Making a healthy salad is harder than it seems; by the time you add cheese, croutons, delicious salty crumbles of bacon, and garnish with dried fruit, the fat and calories in your salad can far exceed those in a cheeseburger. But if you go too far in the other direction and build an all-vegetable salad with no sweet, salty, or crunchy elements, the odds are you’ll quickly lose interest in eating your salad!
There is a misconception that healthy salads are either delicious or filling, but they can be both. And, salads can be customized to your personal taste or pantry (don’t sweat it if you don’t have a particular ingredients on hand); you just need some basic knowledge about how to build a well-rounded salad.
In order to make a healthy and satisfying salad, you’ll need to incorporate lean protein and whole grains; both will keep you fuller longer. Pre-cooked rotisserie chicken breast, slices of seared ahi tuna, hard-boiled eggs, beans, and grilled tofu can all be good protein choices. And, quinoa, farro, and wild rice make great whole-grain salad toppings.
Another way to make healthy salads satisfying is to balance the flavors and textures; try adding healthy sweet and salty elements as well as a combination of creamy and crunchy textures. Think nuts, seeds, and avocado in moderation.

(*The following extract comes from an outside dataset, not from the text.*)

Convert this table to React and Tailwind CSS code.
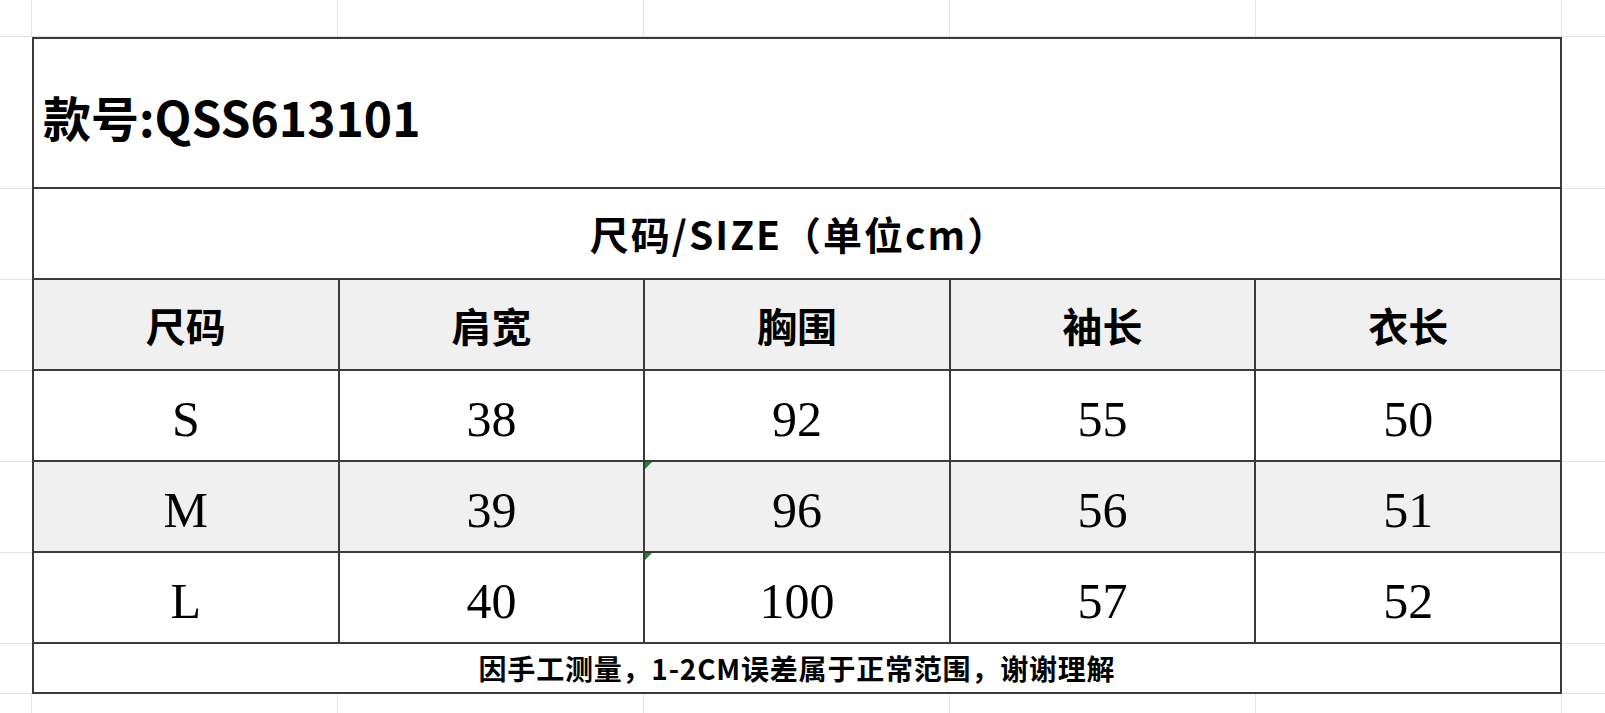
const cols = [0, 1, 2, 3, 4];
const rowHeights = ["h-[152px]", "h-[91px]", "h-[91px]", "h-[91px]", "h-[91px]", "h-[91px]", "h-[50px]"];

const header = ["尺码", "肩宽", "胸围", "袖长", "衣长"];
const rows = [
  { cells: ["S", "38", "92", "55", "50"], shade: false },
  { cells: ["M", "39", "96", "56", "51"], shade: true },
  { cells: ["L", "40", "100", "57", "52"], shade: false },
];

const cjk = "font-['Noto_Sans_CJK_SC',sans-serif]";
const serif = "font-['Liberation_Serif','Noto_Sans_CJK_SC',serif]";

// light spreadsheet gridlines around the table
function GridStrip({ h }) {
  return (
    <div className={`flex ${h}`}>
      <div className="w-[32px] shrink-0 border-r border-b border-[#e3e3e3]" />
      {cols.map((c) => (
        <div key={c} className="w-[306px] shrink-0 border-r border-b border-[#e3e3e3]" />
      ))}
      <div className="flex-1 border-b border-[#e3e3e3]" />
    </div>
  );
}

function SideStrip() {
  return (
    <div className="flex flex-col w-[32px] shrink-0">
      {rowHeights.map((h, i) => (
        <div key={i} className={`${h} border-b border-[#e3e3e3]`} />
      ))}
    </div>
  );
}

function Marker() {
  return (
    <span className="absolute left-0 top-0 w-0 h-0 border-t-[7px] border-t-[#1f8a1f] border-r-[7px] border-r-transparent" />
  );
}

export default function App() {
  return (
    <div className="w-[1605px] h-[713px] bg-white overflow-hidden flex flex-col text-black">
      <GridStrip h="h-[37px]" />

      <div className="flex">
        <SideStrip />

        {/* Size chart */}
        <div className="w-[1530px] shrink-0 border-l-2 border-t-2 border-[#3a3a3a] flex flex-col">
          <div className="h-[150px] border-r-2 border-b-2 border-[#3a3a3a] flex items-center pl-[9px]">
            <span className={`${cjk} font-bold text-[48px] leading-none pt-[6px]`}>
              款号:QSS613101
            </span>
          </div>

          <div className="h-[91px] border-r-2 border-b-2 border-[#3a3a3a] flex items-center justify-center">
            <span className={`${cjk} font-bold text-[39px] leading-none tracking-[2px] pl-[4px]`}>
              尺码/SIZE（单位cm）
            </span>
          </div>

          <div className="grid grid-cols-5 h-[91px] bg-[#f0f0f0]">
            {header.map((t) => (
              <div
                key={t}
                className="border-r-2 border-b-2 border-[#3a3a3a] flex items-center justify-center"
              >
                <span className={`${cjk} font-bold text-[40px] leading-none`}>{t}</span>
              </div>
            ))}
          </div>

          {rows.map((r, ri) => (
            <div
              key={ri}
              className={`grid grid-cols-5 h-[91px] ${r.shade ? "bg-[#f0f0f0]" : "bg-white"}`}
            >
              {r.cells.map((v, ci) => (
                <div
                  key={ci}
                  className="relative border-r-2 border-b-2 border-[#3a3a3a] flex items-center justify-center"
                >
                  {ci === 2 && ri > 0 && <Marker />}
                  <span className={`${serif} text-[50px] leading-none pt-[6px]`}>{v}</span>
                </div>
              ))}
            </div>
          ))}

          <div className="h-[50px] border-r-2 border-b-2 border-[#3a3a3a] flex items-center justify-center">
            <span className={`${cjk} font-bold text-[28px] leading-none tracking-[0.8px]`}>
              因手工测量，1-2CM误差属于正常范围，谢谢理解
            </span>
          </div>
        </div>

        <div className="flex-1 flex flex-col">
          {rowHeights.map((h, i) => (
            <div key={i} className={`${h} border-b border-[#e3e3e3]`} />
          ))}
        </div>
      </div>

      <div className="flex flex-1">
        <div className="w-[32px] shrink-0 border-r border-[#e3e3e3]" />
        {cols.map((c) => (
          <div key={c} className="w-[306px] shrink-0 border-r border-[#e3e3e3]" />
        ))}
        <div className="flex-1" />
      </div>
    </div>
  );
}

If you’re looking for even more guidance, we’ve put together some basic rules for building a healthy salad — starting with the greens and ending with simple homemade dressing.
Start with Greens
Creating a salad that you’ll like starts with choosing greens that you like. Dark greens are more nutrient-dense than their lighter-colored counterparts (like iceberg or romaine). If you’re new to dark greens, try mixing them with more familiar lettuces to ease yourself into new greens.
If you’re really not a fan of leafy greens, there are plenty of other vegetables that can serve as the base of your salad. Try cutting ribbons of zucchini or carrot with a vegetable peeler to make the base of your salad, or cut cubes of roasted beet or sweet potato.